Exoticism, Nature, and Homosexual ”Coming out”. Exile and the Establishing of New Subjectivity in the Works of Witold Gombrowicz

    • Lucca November 2017
    • Presentation speakers
      • Aleksandra Ubertowska, University of Gdańsk, Poland

    Abstract:

    Witold Gombrowicz is one of the most notable Polish writers of the 20th. century. His novels and diaries are characterised by abstract, eccentric irony, linguistic innovation, and an anti-nationalist and cosmopolitan attitude. Gombrowicz`s works are renowned amongst European intellectuals and his “Kosmos” won the Prix International in 1967. Gombrowicz published his first works in prewar Poland (“Memoirs of a Time of Immaturity”, “Ferdydurke”).

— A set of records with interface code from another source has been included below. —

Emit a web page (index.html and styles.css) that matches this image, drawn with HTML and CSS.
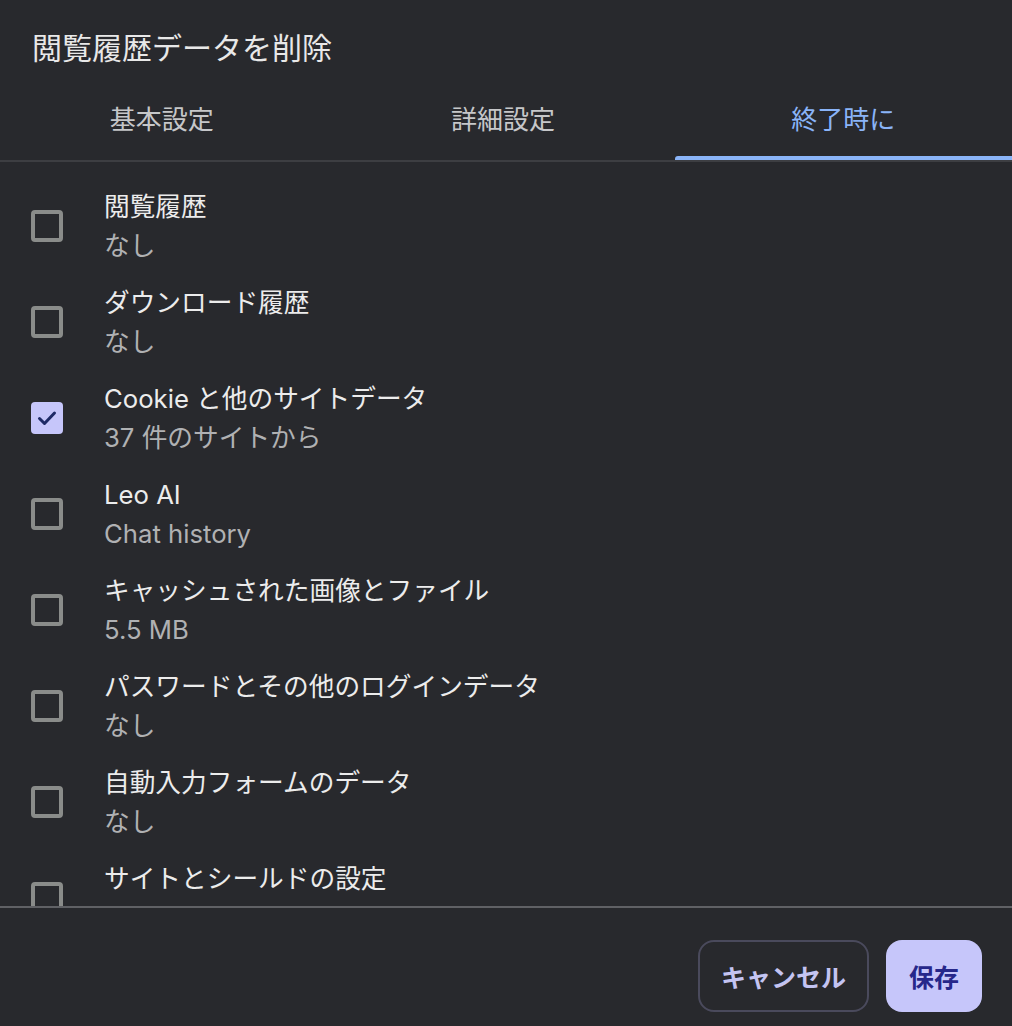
FILE: index.html
```html
<!DOCTYPE html>
<html lang="ja">
<head>
<meta charset="utf-8">
<title>閲覧履歴データを削除</title>
<link rel="stylesheet" href="styles.css">
</head>
<body>
<div class="dialog">
  <h1 class="title">閲覧履歴データを削除</h1>
  <div class="tabs">
    <div class="tab">基本設定</div>
    <div class="tab">詳細設定</div>
    <div class="tab active">終了時に</div>
  </div>
  <div class="list">
    <div class="row">
      <span class="box"></span>
      <div class="text"><div class="label">閲覧履歴</div><div class="sub">なし</div></div>
    </div>
    <div class="row">
      <span class="box"></span>
      <div class="text"><div class="label">ダウンロード履歴</div><div class="sub">なし</div></div>
    </div>
    <div class="row">
      <span class="box checked"><svg viewBox="0 0 32 32" width="32" height="32"><path d="M8.5 16.5 L13.5 21.5 L23.5 11" fill="none" stroke="#1e2a66" stroke-width="3" stroke-linecap="round" stroke-linejoin="round"/></svg></span>
      <div class="text"><div class="label">Cookie と他のサイトデータ</div><div class="sub">37 件のサイトから</div></div>
    </div>
    <div class="row">
      <span class="box"></span>
      <div class="text"><div class="label">Leo AI</div><div class="sub">Chat history</div></div>
    </div>
    <div class="row">
      <span class="box"></span>
      <div class="text"><div class="label">キャッシュされた画像とファイル</div><div class="sub">5.5 MB</div></div>
    </div>
    <div class="row">
      <span class="box"></span>
      <div class="text"><div class="label">パスワードとその他のログインデータ</div><div class="sub">なし</div></div>
    </div>
    <div class="row">
      <span class="box"></span>
      <div class="text"><div class="label">自動入力フォームのデータ</div><div class="sub">なし</div></div>
    </div>
    <div class="row">
      <span class="box"></span>
      <div class="text"><div class="label">サイトとシールドの設定</div></div>
    </div>
  </div>
  <div class="footer">
    <button class="btn cancel">キャンセル</button>
    <button class="btn save">保存</button>
  </div>
</div>
</body>
</html>
```

FILE: styles.css
```css
html, body {
  margin: 0;
  padding: 0;
  background: #28292d;
}
body {
  font-family: Inter, "Noto Sans CJK JP", sans-serif;
  color: #e6e6e6;
  width: 1012px;
  height: 1026px;
  overflow: hidden;
}
.dialog {
  display: flex;
  flex-direction: column;
  height: 1026px;
}
.title {
  margin: 0;
  padding: 26px 32px 0;
  font-size: 30px;
  font-weight: 400;
  line-height: 44px;
  height: 44px;
  color: #e8e8e8;
}
.tabs {
  display: grid;
  grid-template-columns: 1fr 1fr 1fr;
  border-bottom: 2px solid #3d3e42;
}
.tab {
  position: relative;
  text-align: center;
  font-size: 26px;
  line-height: 40px;
  padding: 30px 0 20px;
  color: #c6c7c9;
}
.tab:first-child { padding-right: 14px; }
.tab:nth-child(2) { padding-right: 6px; }
.tab.active {
  color: #8ab4f8;
}
.tab.active::after {
  content: "";
  position: absolute;
  left: 0;
  right: 0;
  bottom: 0;
  height: 4px;
  background: #8ab4f8;
  border-radius: 3px 0 0 0;
}
.list {
  height: 728px;
  overflow: hidden;
  padding-top: 16px;
  border-bottom: 2px solid #606165;
}
.row {
  display: flex;
  align-items: center;
  gap: 40px;
  padding: 10px 32px;
  height: 76px;
}
.box {
  box-sizing: border-box;
  flex: none;
  width: 32px;
  height: 32px;
  border: 4px solid #8a8c8a;
  border-radius: 4px;
  position: relative;
  margin-left: -1px;
}
.box.checked {
  border: none;
  background: #c6c6fa;
}
.box svg { display: block; }
.text {
  font-size: 25.7px;
  line-height: 38px;
  margin-left: 1px;
}
.row:last-child .text {
  align-self: flex-start;
}
.label { color: #ececec; }
.sub { color: #b0b1b3; padding-top: 1px; }
.footer {
  display: flex;
  justify-content: flex-end;
  gap: 17px;
  padding: 32px 30px 0 0;
}
.btn {
  font-family: Inter, "Noto Sans CJK JP", sans-serif;
  font-size: 25px;
  font-weight: 700;
  height: 72px;
  border-radius: 16px;
  cursor: pointer;
}
.cancel {
  width: 171px;
  background: transparent;
  border: 2px solid #4a4a5c;
  color: #c4c4f2;
}
.save {
  width: 96px;
  background: #c6c6fa;
  border: none;
  color: #26278a;
}
```
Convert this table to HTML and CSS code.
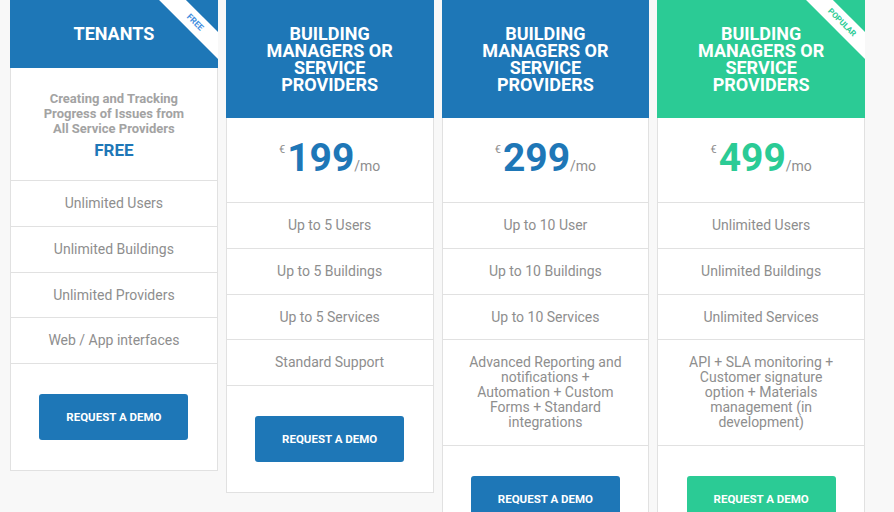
FILE: index.html
```html
<!DOCTYPE html>
<html lang="en">
<head>
<meta charset="utf-8">
<title>Pricing</title>
<link rel="stylesheet" href="styles.css">
</head>
<body>
<div class="plans">
  <div class="plan">
    <div class="plan-head head-short">
      <h2>TENANTS</h2>
      <span class="ribbon ribbon-blue">FREE</span>
    </div>
    <div class="plan-body">
      <div class="plan-intro">
        <p>Creating and Tracking Progress of Issues from All Service Providers</p>
        <div class="free">FREE</div>
      </div>
      <ul class="features">
        <li>Unlimited Users</li>
        <li>Unlimited Buildings</li>
        <li>Unlimited Providers</li>
        <li>Web / App interfaces</li>
      </ul>
      <div class="plan-cta"><a class="btn" href="#">REQUEST A DEMO</a></div>
    </div>
  </div>

  <div class="plan">
    <div class="plan-head">
      <h2>BUILDING MANAGERS OR SERVICE PROVIDERS</h2>
    </div>
    <div class="plan-body">
      <div class="price"><span class="cur">€</span><span class="amt">199</span><span class="per">/mo</span></div>
      <ul class="features">
        <li>Up to 5 Users</li>
        <li>Up to 5 Buildings</li>
        <li>Up to 5 Services</li>
        <li>Standard Support</li>
      </ul>
      <div class="plan-cta"><a class="btn" href="#">REQUEST A DEMO</a></div>
    </div>
  </div>

  <div class="plan">
    <div class="plan-head">
      <h2>BUILDING MANAGERS OR SERVICE PROVIDERS</h2>
    </div>
    <div class="plan-body">
      <div class="price"><span class="cur">€</span><span class="amt">299</span><span class="per">/mo</span></div>
      <ul class="features">
        <li>Up to 10 User</li>
        <li>Up to 10 Buildings</li>
        <li>Up to 10 Services</li>
        <li class="multi">Advanced Reporting and notifications + Automation + Custom Forms + Standard integrations</li>
      </ul>
      <div class="plan-cta"><a class="btn" href="#">REQUEST A DEMO</a></div>
    </div>
  </div>

  <div class="plan plan-green">
    <div class="plan-head">
      <h2>BUILDING MANAGERS OR SERVICE PROVIDERS</h2>
      <span class="ribbon ribbon-green">POPULAR</span>
    </div>
    <div class="plan-body">
      <div class="price"><span class="cur">€</span><span class="amt">499</span><span class="per">/mo</span></div>
      <ul class="features">
        <li>Unlimited Users</li>
        <li>Unlimited Buildings</li>
        <li>Unlimited Services</li>
        <li class="multi">API + SLA monitoring + Customer signature option + Materials management (in development)</li>
      </ul>
      <div class="plan-cta"><a class="btn" href="#">REQUEST A DEMO</a></div>
    </div>
  </div>
</div>
</body>
</html>
```

FILE: styles.css
```css
* { box-sizing: border-box; }

html, body {
  margin: 0;
  padding: 0;
  background: #f8f8f8;
  font-family: Roboto, "Liberation Sans", Arial, sans-serif;
  overflow: hidden;
}

.plans {
  display: grid;
  grid-template-columns: repeat(4, 1fr);
  column-gap: 8px;
  width: 855px;
  margin-left: 10px;
  align-items: start;
}

.plan {
  background: #fff;
}

.plan-head {
  position: relative;
  overflow: hidden;
  background: #1e77b7;
  padding: 25px 20px;
  text-align: center;
}

.head-short {
  padding: 25px 20px 26px;
}

.plan-green .plan-head {
  background: #2bcb95;
}

.plan-head h2 {
  margin: 0;
  color: #fff;
  font-size: 18px;
  line-height: 17px;
  font-weight: 700;
}

.ribbon {
  position: absolute;
  top: 13px;
  right: -27px;
  width: 100px;
  height: 19px;
  background: #fff;
  transform: rotate(45deg);
  text-align: center;
  font-size: 8px;
  line-height: 19px;
  font-weight: 700;
}

.ribbon-blue { color: #3f8ee0; font-size: 8.5px; }
.ribbon-green { color: #2bcb95; }

.plan-body {
  border: 1px solid #e1e1e1;
  border-top: 0;
  text-align: center;
}

.plan-intro {
  padding: 23px 25px 20px;
  border-bottom: 1px solid #e1e1e1;
}

.plan-intro p {
  margin: 0;
  font-size: 13px;
  line-height: 15px;
  font-weight: 700;
  color: #a3a3a3;
}

.free {
  margin-top: 4px;
  font-size: 17px;
  line-height: 20px;
  font-weight: 700;
  color: #1e77b7;
}

.price {
  display: flex;
  justify-content: center;
  align-items: baseline;
  padding: 20px 0 24px;
  border-bottom: 1px solid #e1e1e1;
  white-space: nowrap;
}

.cur {
  align-self: flex-start;
  margin-top: 6px;
  margin-right: 2px;
  font-size: 11px;
  line-height: 11px;
  color: #8e8e8e;
}

.amt {
  font-size: 39px;
  line-height: 40px;
  font-weight: 700;
  color: #1e77b7;
}

.plan-green .amt { color: #2bcb95; }

.per {
  font-size: 14px;
  line-height: 15px;
  color: #8e8e8e;
}

.features {
  list-style: none;
  margin: 0;
  padding: 0;
}

.features li {
  padding: 15px 25px;
  font-size: 14px;
  line-height: 14.75px;
  color: #8e8e8e;
  border-bottom: 1px solid #e1e1e1;
}

.features li.multi {
  line-height: 15px;
}

.plan-cta {
  padding: 30px 0;
}

.btn {
  display: inline-block;
  width: 149px;
  height: 46px;
  line-height: 46px;
  border-radius: 3px;
  background: #1e77b7;
  color: #fff;
  font-size: 11.5px;
  font-weight: 700;
  text-decoration: none;
}

.plan-green .btn { background: #2bcb95; }
```
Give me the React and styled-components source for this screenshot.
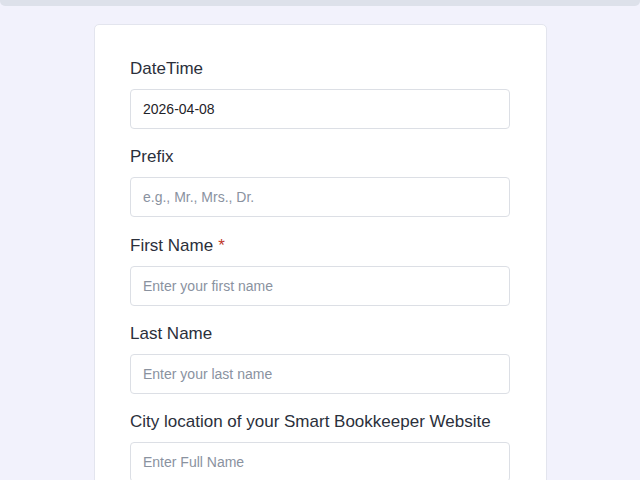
import React from 'react';
import styled, { createGlobalStyle } from 'styled-components';

const GlobalStyle = createGlobalStyle`
  html, body {
    margin: 0;
    padding: 0;
    background: #f2f2fc;
    font-family: "Liberation Sans", Arial, sans-serif;
    overflow: hidden;
  }
  * { box-sizing: border-box; }
`;

const TopBar = styled.div`
  height: 6px;
  background: #dde1ea;
  border-radius: 0 0 5px 5px;
`;

const Page = styled.div`
  display: flex;
  justify-content: flex-start;
  padding: 18px 0 0 94px;
`;

const Card = styled.form`
  width: 453px;
  background: #ffffff;
  border: 1px solid #e3e5ee;
  border-radius: 5px;
  padding: 33px 36px 40px 35px;
  display: flex;
  flex-direction: column;
  gap: 17.3px;
`;

const Field = styled.div`
  display: flex;
  flex-direction: column;
`;

const Label = styled.label`
  font-size: 17px;
  line-height: 21px;
  color: #2b303b;
  margin-bottom: 10px;
`;

const Required = styled.span`
  color: #c0392b;
  margin-left: 5px;
`;

const Input = styled.input`
  height: 40px;
  width: 100%;
  border: 1px solid #dcdfe5;
  border-radius: 4px;
  padding: 0 12px;
  font-family: "Liberation Sans", Arial, sans-serif;
  font-size: 14px;
  color: #1f2329;
  background: #fff;
  outline: none;
  &::placeholder {
    color: #8a929f;
  }
`;

const fields = [
  { label: 'DateTime', value: '2026-04-08' },
  { label: 'Prefix', placeholder: 'e.g., Mr., Mrs., Dr.' },
  { label: 'First Name', placeholder: 'Enter your first name', required: true },
  { label: 'Last Name', placeholder: 'Enter your last name' },
  { label: 'City location of your Smart Bookkeeper Website', placeholder: 'Enter Full Name' },
  { label: 'Email', placeholder: 'Enter your email' },
];

export default function App() {
  return (
    <>
      <GlobalStyle />
      <TopBar />
      <Page>
        <Card onSubmit={(e) => e.preventDefault()}>
          {fields.map((f) => (
            <Field key={f.label}>
              <Label>
                {f.label}
                {f.required ? <Required>*</Required> : null}
              </Label>
              <Input
                type="text"
                defaultValue={f.value}
                placeholder={f.placeholder}
              />
            </Field>
          ))}
        </Card>
      </Page>
    </>
  );
}
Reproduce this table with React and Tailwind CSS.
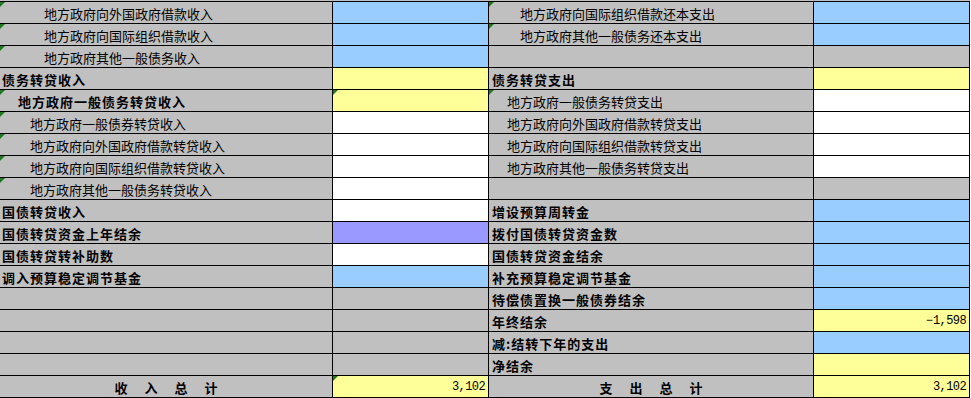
const GRAY = "bg-[#c0c0c0]";
const BG = {
  gray: "bg-[#c0c0c0]",
  blue: "bg-[#99ccff]",
  yellow: "bg-[#ffff99]",
  purple: "bg-[#9999ff]",
  white: "bg-white",
};

// [label, indent, bold, bg, value, labelTri, valueTri]
const leftRows = [
  ["地方政府向外国政府借款收入", 44, false, "blue", "", true, false],
  ["地方政府向国际组织借款收入", 44, false, "blue", "", true, false],
  ["地方政府其他一般债务收入", 44, false, "blue", "", true, false],
  ["债务转贷收入", 2, true, "yellow", "", false, false],
  ["地方政府一般债务转贷收入", 18, true, "yellow", "", true, true],
  ["地方政府一般债券转贷收入", 30, false, "white", "", true, false],
  ["地方政府向外国政府借款转贷收入", 30, false, "white", "", true, false],
  ["地方政府向国际组织借款转贷收入", 30, false, "white", "", true, false],
  ["地方政府其他一般债务转贷收入", 30, false, "white", "", true, false],
  ["国债转贷收入", 2, true, "white", "", false, false],
  ["国债转贷资金上年结余", 2, true, "purple", "", false, false],
  ["国债转贷转补助数", 2, true, "white", "", false, false],
  ["调入预算稳定调节基金", 2, true, "blue", "", false, false],
  ["", 0, false, "gray", "", false, false],
  ["", 0, false, "gray", "", false, false],
  ["", 0, false, "gray", "", false, false],
  ["", 0, false, "gray", "", false, false],
];

const rightRows = [
  ["地方政府向国际组织借款还本支出", 31, false, "blue", "", true],
  ["地方政府其他一般债务还本支出", 31, false, "blue", "", true],
  ["", 0, false, "gray", "", false],
  ["债务转贷支出", 3, true, "yellow", "", false],
  ["地方政府一般债务转贷支出", 18, false, "white", "", true],
  ["地方政府向外国政府借款转贷支出", 18, false, "white", "", false],
  ["地方政府向国际组织借款转贷支出", 18, false, "white", "", false],
  ["地方政府其他一般债务转贷支出", 18, false, "white", "", false],
  ["", 0, false, "gray", "", false],
  ["增设预算周转金", 3, true, "blue", "", false],
  ["拨付国债转贷资金数", 3, true, "blue", "", false],
  ["国债转贷资金结余", 3, true, "blue", "", false],
  ["补充预算稳定调节基金", 3, true, "blue", "", false],
  ["待偿债置换一般债券结余", 3, true, "blue", "", false],
  ["年终结余", 3, true, "yellow", "-1,598", false],
  ["减:结转下年的支出", 3, true, "blue", "", false],
  ["净结余", 3, true, "yellow", "", false],
];

const Tri = () => (
  <span className="absolute top-0 left-0 w-0 h-0 border-t-[5px] border-r-[5px] border-t-[#1f7a1f] border-r-transparent" />
);

const Label = ({ text, indent, bold, tri, width }) => (
  <div
    className={`relative flex items-center h-full border-r border-black ${GRAY} ${width}`}
  >
    {tri && <Tri />}
    <span
      className={`pt-px whitespace-nowrap text-[13px] ${bold ? "font-bold tracking-[1px]" : ""}`}
      style={{ paddingLeft: indent }}
    >
      {text}
    </span>
  </div>
);

const Value = ({ bg, value, tri }) => (
  <div
    className={`relative flex items-center justify-end h-full w-[156px] border-r border-black pr-[3px] ${BG[bg]}`}
  >
    {tri && <Tri />}
    {value && (
      <span className="pt-px font-['Liberation_Mono',monospace] text-[12px] tracking-[-0.6px]">
        {value.startsWith("-") ? (
          <>
            <span className="tracking-[0px]">−</span>
            {value.slice(1)}
          </>
        ) : (
          value
        )}
      </span>
    )}
  </div>
);

const Total = ({ chars, width }) => (
  <div
    className={`flex items-center justify-center gap-[17px] h-full border-r border-black ${GRAY} ${width}`}
  >
    {chars.map((c, i) => (
      <span key={i} className="pt-px text-[13px] font-bold">
        {c}
      </span>
    ))}
  </div>
);

export default function App() {
  return (
    <div className="w-[971px] h-[398px] overflow-hidden bg-white font-['Noto_Sans_CJK_SC','Noto_Sans',sans-serif] text-black leading-none">
      <div className={`h-px w-[970px] ${GRAY}`} />
      <div className="w-[970px] border-t border-black">
        {leftRows.map((l, i) => {
          const r = rightRows[i];
          return (
            <div key={i} className="flex h-[22px] border-b border-black">
              <Label text={l[0]} indent={l[1]} bold={l[2]} tri={l[5]} width="w-[333px]" />
              <Value bg={l[3]} value={l[4]} tri={l[6]} />
              <Label text={r[0]} indent={r[1]} bold={r[2]} tri={r[5]} width="w-[325px]" />
              <Value bg={r[3]} value={r[4]} />
            </div>
          );
        })}
        <div className="flex h-[22px] border-b border-black">
          <Total chars={["收", "入", "总", "计"]} width="w-[333px]" />
          <Value bg="yellow" value="3,102" tri />
          <Total chars={["支", "出", "总", "计"]} width="w-[325px]" />
          <Value bg="yellow" value="3,102" />
        </div>
      </div>
    </div>
  );
}
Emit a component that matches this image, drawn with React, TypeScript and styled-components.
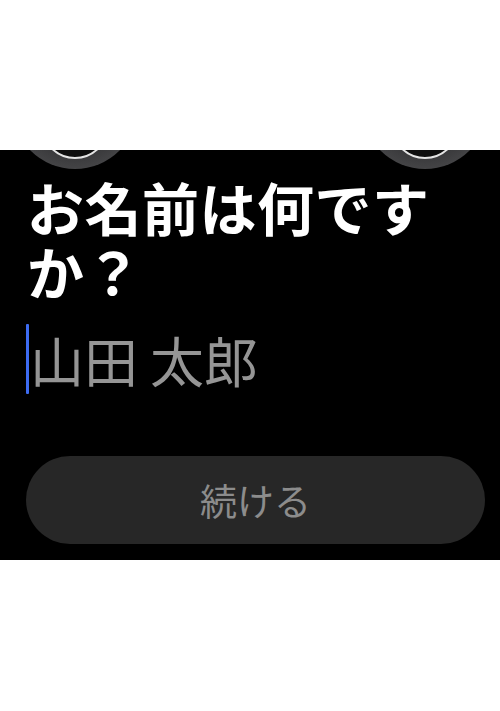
import React from 'react'
import styled, { createGlobalStyle } from 'styled-components'

const GlobalStyle = createGlobalStyle`
  html, body {
    margin: 0;
    padding: 0;
    background: #ffffff;
  }
  body {
    font-family: "Noto Sans CJK JP", "Noto Sans", sans-serif;
  }
`

const Page = styled.div`
  padding-top: 150px;
`

const Panel = styled.section`
  background: #000000;
  height: 410px;
  overflow: hidden;
  display: flex;
  flex-direction: column;
`

const TopBar = styled.div`
  display: flex;
  justify-content: space-between;
  padding: 0 12px;
  margin-top: -107px;
`

const RoundButton = styled.button`
  width: 126px;
  height: 126px;
  padding: 0;
  border: none;
  background: none;
  display: block;

  svg {
    display: block;
  }
`

const Title = styled.h1`
  margin: 5px 0 0;
  padding: 0 20px 0 27px;
  color: #ffffff;
  font-size: 57px;
  font-weight: 700;
  line-height: 64px;
  letter-spacing: 0.5px;
`

const Field = styled.label`
  display: flex;
  align-items: center;
  height: 70px;
  margin: 22px 0 0 26px;
`

const Caret = styled.span`
  width: 3px;
  height: 70px;
  background: #3d6cf2;
  border-radius: 1px;
  flex: none;
`

const NameInput = styled.input`
  flex: 1;
  min-width: 0;
  border: none;
  outline: none;
  background: transparent;
  padding: 0 0 0 1px;
  font-family: "Noto Sans CJK JP", "Noto Sans", sans-serif;
  font-size: 54px;
  font-weight: 400;
  color: #ffffff;
  caret-color: transparent;

  &::placeholder {
    color: #959595;
  }
`

const ContinueButton = styled.button`
  margin: 62px 15px 0 26px;
  height: 88px;
  border: none;
  border-radius: 44px;
  background: #272727;
  color: #8c8c8c;
  font-family: "Noto Sans CJK JP", "Noto Sans", sans-serif;
  font-size: 37px;
  font-weight: 400;
  display: flex;
  align-items: center;
  justify-content: center;
`

function CircleIcon() {
  return (
    <svg width="126" height="126" viewBox="0 0 126 126">
      <defs>
        <radialGradient id="rb" cx="50%" cy="50%" r="50%">
          <stop offset="80%" stopColor="#3a3a3c" />
          <stop offset="100%" stopColor="#444446" />
        </radialGradient>
      </defs>
      <circle cx="63" cy="63" r="63" fill="url(#rb)" />
      <circle cx="63" cy="82" r="33" fill="#0e0e0e" stroke="#e4e4e4" strokeWidth="2" />
    </svg>
  )
}

export default function App() {
  return (
    <>
      <GlobalStyle />
      <Page>
        <Panel>
          <TopBar>
            <RoundButton aria-label="戻る">
              <CircleIcon />
            </RoundButton>
            <RoundButton aria-label="メニュー">
              <CircleIcon />
            </RoundButton>
          </TopBar>
          <Title>お名前は何ですか？</Title>
          <Field>
            <Caret />
            <NameInput placeholder="山田 太郎" />
          </Field>
          <ContinueButton>続ける</ContinueButton>
        </Panel>
      </Page>
    </>
  )
}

Just before the outbreak of the WWII, Gombrowicz went on a transoceanic trip to South America on the cruise liner “Chrobry”. After hearing that his homeland had been occupied by the Nazi and Soviet armies, he decided to stay in Buenos Aires, where he lived until 1963. During this stay he worked in Banco Polaco as a clerk and lived in very humble conditions. In spite of this he succeeded in publishing many novels and fragments of his intellectual diary. He collaborated with various Argentinian intellectuals: Jorge Borges, Virginio Piniera etc. In 1963 he moved to Europe and lived in Germany and South France. His books were banned (or, after 1956, subjected to censorship) in communist countries. The thrust of my paper is an examination of how the experience of exile/migration was reflected in the diaries and novels of Witold Gombrowicz, published during his stay in Argentina. I focus on two of Gombrowicz`s strategies for coming to term with the feeling of ‘being removed’ from his home country Poland (which was subjected to extremely traumatic historical oppression: Nazi terror, holocaust, Soviet deportations): a)homosexual „coming out” (in the novels „Trans-Atlantyk” and „Pornografia”) as well as b) admiring the exotic Latin American nature („Diary Rio Parana”). Nature as non-human seems in these works to play the role of counter-narrative regarding history, establishing a different order of moral values and new, extended (non-anthropocentric) subjectivity that connects species within a set of interactions between plants, stones, climate.